Stated exercise:
Retype exactly the lines from the first one through the line with "const NAV = ['Dashboard', 'Templates', 'Integrations'];", including both ends; skip any pictures.

Information provided:
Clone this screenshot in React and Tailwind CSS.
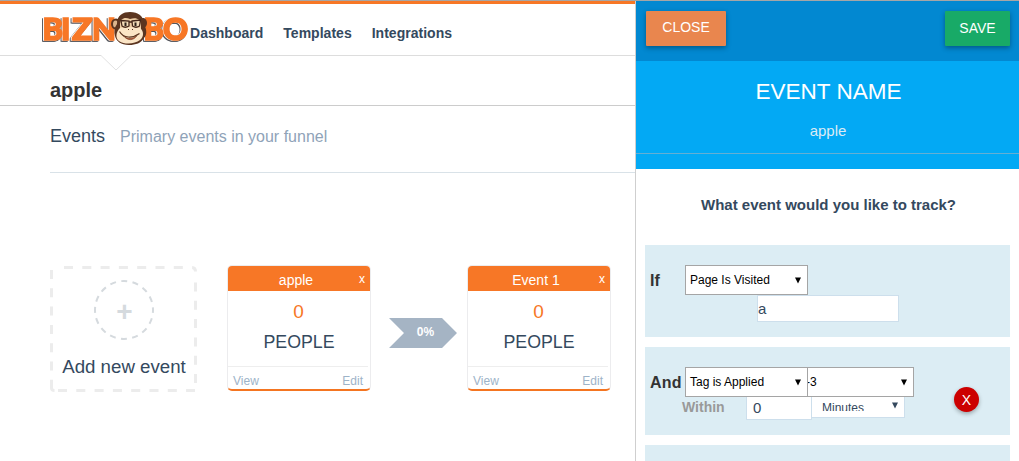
const NAV = ['Dashboard', 'Templates', 'Integrations'];

function Monkey() {
  return (
    <g>
      <ellipse cx="75" cy="13" rx="5" ry="5.500" fill="#5b3520" />
      <ellipse cx="102" cy="12" rx="4" ry="5" fill="#5b3520" />
      <ellipse cx="74.500" cy="13" rx="2.500" ry="3.500" fill="#dcb58c" />
      <path d="M76 13C76 4 82 1 89 1c8 0 14 4 14 12 3 6 3 11 0 14-3 5-8 7-15 7-8 0-13-4-14-9-1-4-1-8 2-12z" fill="#5b3520" />
      <path d="M79 14c0-7 5-8 10-6 6-2 11 0 11 6v4H79z" fill="#efcfa6" />
      <path d="M79 17c7-1 15-1 20 0 4 3 4 9 0 12-5 4-15 5-21 1-4-3-3-9 1-13z" fill="#fbe5c6" />
      <path d="M80 9.500l8 .5v5q-4 2.500-7 0zM91 10l8.500-1-1 6q-3.500 2.500-7 0zM88 11h3" fill="#f4dcb8" stroke="#45271a" strokeWidth="1.300" />
      <path d="M84.500 11.500v3.500M94.500 11.500v3.500" stroke="#2d211b" strokeWidth="2" />
      <path d="M87 18.500h1M91 18.500h1" stroke="#5b3520" strokeWidth="1" />
      <path d="M78.500 20.500c4 7 13 7 20 2" fill="none" stroke="#5b3520" strokeWidth="1.200" />
      <path d="M82 24.500c5 4 9 4 14 0-3 5-9 6-14 0z" fill="#e35d38" stroke="#5b3520" strokeWidth=".6" />
    </g>
  );
}

function Letters() {
  return (
    <g
      className="[filter:drop-shadow(-1px_0.5px_0_#ffffff)_drop-shadow(-1px_1px_0_#55565c)]"
      fill="#f77726"
      stroke="#f77726"
      strokeWidth="1.600"
      fontFamily="Lato, sans-serif"
      fontWeight="900"
      fontSize="31"
    >
      <text x="1.500" y="29" textLength="20.500" lengthAdjust="spacingAndGlyphs">B</text>
      <text x="20" y="29">I</text>
      <text x="31" y="29" textLength="20.500" lengthAdjust="spacingAndGlyphs">Z</text>
      <text x="51" y="29">N</text>
      <text x="102.500" y="29" textLength="20.500" lengthAdjust="spacingAndGlyphs">B</text>
      <text x="122" y="29">O</text>
    </g>
  );
}

function Logo() {
  return (
    <svg width="149" height="36" viewBox="0 0 149 36" className="block shrink-0 overflow-visible" aria-label="Biznobo">
      <Letters />
      <Monkey />
    </svg>
  );
}

function EventCard({ name }) {
  return (
    <div className="flex h-[126px] w-36 shrink-0 flex-col overflow-hidden rounded-[5px] border border-b-2 border-[#ececee] border-b-[#f47521]">
      <div className="grid h-[25px] shrink-0 grid-cols-[1fr_auto_1fr] bg-[#f77726] text-sm leading-7 text-white">
        <span />
        <span className="pr-1.5">{name}</span>
        <span className="pr-[5px] text-right text-xs leading-[26px]">x</span>
      </div>
      <div className="mt-2 h-[26px] pr-px text-center text-[19px] leading-[26px] text-[#f77726]">0</div>
      <div className="mt-1 h-[26px] text-center text-[17.800px] leading-[26px] text-[#34495e]">PEOPLE</div>
      <div className="mt-[11px] mr-0.5 flex justify-between border-t border-[#eeeeee] pr-[5px] pl-[5px] text-xs leading-7 text-[#9db3c8]">
        <span>View</span>
        <span>Edit</span>
      </div>
    </div>
  );
}

function AddEvent() {
  return (
    <div className="relative mt-px mr-[30px] flex h-[126px] w-[147px] shrink-0 flex-col items-center pt-3.5">
      <svg width="147" height="126" viewBox="0 0 147 126" className="absolute inset-0" fill="none">
        <path d="M14 1.500H142q3.500 0 3.500 4" stroke="#ececec" strokeWidth="3" strokeDasharray="9 9.300" />
        <path d="M145.500 16.500V118" stroke="#ececec" strokeWidth="3" strokeDasharray="9 9.300" />
        <path d="M8 124.500H145" stroke="#ececec" strokeWidth="3" strokeDasharray="9 9.300" />
        <path d="M1.500 4V116" stroke="#ececec" strokeWidth="3" strokeDasharray="9 9.300" />
        <path d="M1.500 116v6q0 2.500 3 2.500" stroke="#ececec" strokeWidth="3" />
        <circle cx="74" cy="44" r="29" stroke="#d5dade" strokeWidth="2" strokeDasharray="6 5.390" strokeDashoffset="3" />
      </svg>
      <div className="flex size-[60px] items-center justify-center pt-[3px] pl-0.5 text-[28px] leading-7 font-bold text-[#d5dade]">+</div>
      <div className="mt-[15px] pl-px text-[18.700px] leading-6 whitespace-nowrap text-[#34495e]">Add new event</div>
    </div>
  );
}

function Caret({ color = '#000000', className = '' }) {
  return (
    <svg width="6" height="7" viewBox="0 0 6 7" className={className}>
      <path d="M0 .5h6L3 6.500z" fill={color} />
    </svg>
  );
}

function Select({ label, className }) {
  return (
    <div className={`flex h-[30px] items-center justify-between border border-[#a5a5a5] bg-white text-xs text-black ${className}`}>
      <span>{label}</span>
      <Caret />
    </div>
  );
}

export default function App() {
  return (
    <div className="flex h-[461px] w-[1019px] flex-col overflow-hidden border-t border-[#a6a6a6] bg-white font-['Liberation_Sans',Arial,sans-serif]">
      <div className="flex min-h-0 flex-1">
        <main className="w-[635px] shrink-0">
          <header className="relative flex h-[55px] border-t-[3px] border-b border-t-[#f77726] border-b-[#dddddd] pl-[41px]">
            <div className="pt-[7px]">
              <Logo />
            </div>
            <nav className="flex gap-5 pt-[18px] text-sm leading-[22px] font-bold tracking-[0.020px] text-[#34495e]">
              {NAV.map((n) => (
                <span key={n}>{n}</span>
              ))}
            </nav>
            <svg width="32" height="17" viewBox="0 0 32 17" className="absolute top-[50px] left-[100px]">
              <path d="M1 0h30v2L16 16.500 1 2z" fill="#fff" />
              <path d="M1 1.500L16 16 31 1.500" fill="none" stroke="#e2e2e2" />
            </svg>
          </header>
          <div className="h-[50px] border-b border-[#cccccc] pt-[22px] pl-[50px] text-xl leading-6 font-bold text-[#333333]">apple</div>
          <section className="pl-[50px]">
            <div className="flex h-[67px] gap-[15px] border-b border-[#d9e2e8] pt-[18px] leading-6">
              <span className="text-lg leading-6 text-[#34495e]">Events</span>
              <span className="pt-px text-base leading-6 text-[#8fa3b8]">Primary events in your funnel</span>
            </div>
            <div className="flex pt-[92px]">
              <AddEvent />
              <EventCard name="apple" />
              <div className="mt-[53px] mr-2.5 ml-[18px] h-[30px] w-[68px] shrink-0 bg-[#a5b4c4] pl-[5px] text-center text-xs leading-7 font-bold text-white [clip-path:polygon(0_0,53px_0,100%_50%,53px_100%,0_100%,15px_50%)]">0%</div>
              <EventCard name="Event 1" />
            </div>
          </section>
        </main>

        <aside className="w-96 shrink-0 border-l border-[#cfcfcf]">
          <div className="flex h-[60px] items-start justify-between bg-[#0288d1] pt-2.5 pr-[9px] pl-2.5 text-sm text-white">
            <button className="h-[35px] w-20 rounded-[1px] bg-[#e9864e] pb-[3px] shadow-[0_2px_5px_rgba(0,0,0,0.35)]">CLOSE</button>
            <button className="h-[35px] w-[65px] rounded-[1px] bg-[#18aa67] pb-px shadow-[0_2px_5px_rgba(0,0,0,0.35)]">SAVE</button>
          </div>
          <div className="h-[108px] bg-[#03a9f4] text-center text-white">
            <div className="h-[93px] border-b border-[#65afd3] pt-[17px]">
              <div className="pl-0.5 text-[22.500px] leading-7">EVENT NAME</div>
              <div className="mt-[13px] pl-px text-[15px] leading-6 text-[#dcebf4]">apple</div>
            </div>
          </div>
          <h2 className="pt-6 pl-0.5 text-center text-[15px] leading-6 font-bold text-[#34495e]">What event would you like to track?</h2>

          <div className="mt-7 mr-[9px] ml-[9px] h-[92px] bg-[#dcedf4] pt-5">
            <div className="flex items-center">
              <span className="w-10 pt-px pl-[5px] text-base font-bold text-[#333333]">If</span>
              <Select label="Page Is Visited" className="w-[123px] pr-1.5 pl-1" />
            </div>
            <div className="ml-28 h-[27px] w-[142px] border border-[#cddfec] bg-white text-[15px] leading-[26px] text-[#34495e]">a</div>
          </div>

          <div className="mt-2.5 mr-[9px] ml-[9px] flex h-[88px] bg-[#dcedf4] pt-5">
            <div className="w-[270px] shrink-0">
              <div className="relative z-10 flex items-center">
                <span className="w-10 pt-px pl-[5px] text-base font-bold tracking-[0.200px] text-[#333333]">And</span>
                <Select label="Tag is Applied" className="relative z-10 w-[123px] pr-1.5 pl-1" />
                <Select label="-3" className="-ml-[3px] w-[109px] pr-1.5 pl-0" />
              </div>
              <div className="-mt-[4px] flex">
                <span className="w-16 pt-1 pl-[37px] text-sm leading-5 font-bold text-[#999999]">Within</span>
                <div className="ml-[37px] h-[27px] w-[66px] border border-[#cddfec] bg-white pl-1.5 text-[15px] leading-[27px] text-[#34495e]">0</div>
                <div className="-ml-px flex h-[25px] w-[94px] justify-between border border-[#cddfec] bg-white pr-1.5 pl-2.5 text-xs text-[#34495e]">
                  <span className="h-[17px] overflow-hidden leading-[29px]">Minutes</span>
                  <Caret color="#34495e" className="mt-2" />
                </div>
              </div>
            </div>
            <div className="mt-5 ml-[39px] flex size-[25px] items-center justify-center rounded-full bg-[#cc0000] text-sm text-white shadow-[0_2px_4px_rgba(0,0,0,0.3)]">X</div>
          </div>

          <div className="mt-2.5 mr-[9px] ml-[9px] h-4 bg-[#dcedf4]" />
        </aside>
      </div>
    </div>
  );
}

Problem solution:
Clone this screenshot in React and Tailwind CSS.
const NAV = ['Dashboard', 'Templates', 'Integrations'];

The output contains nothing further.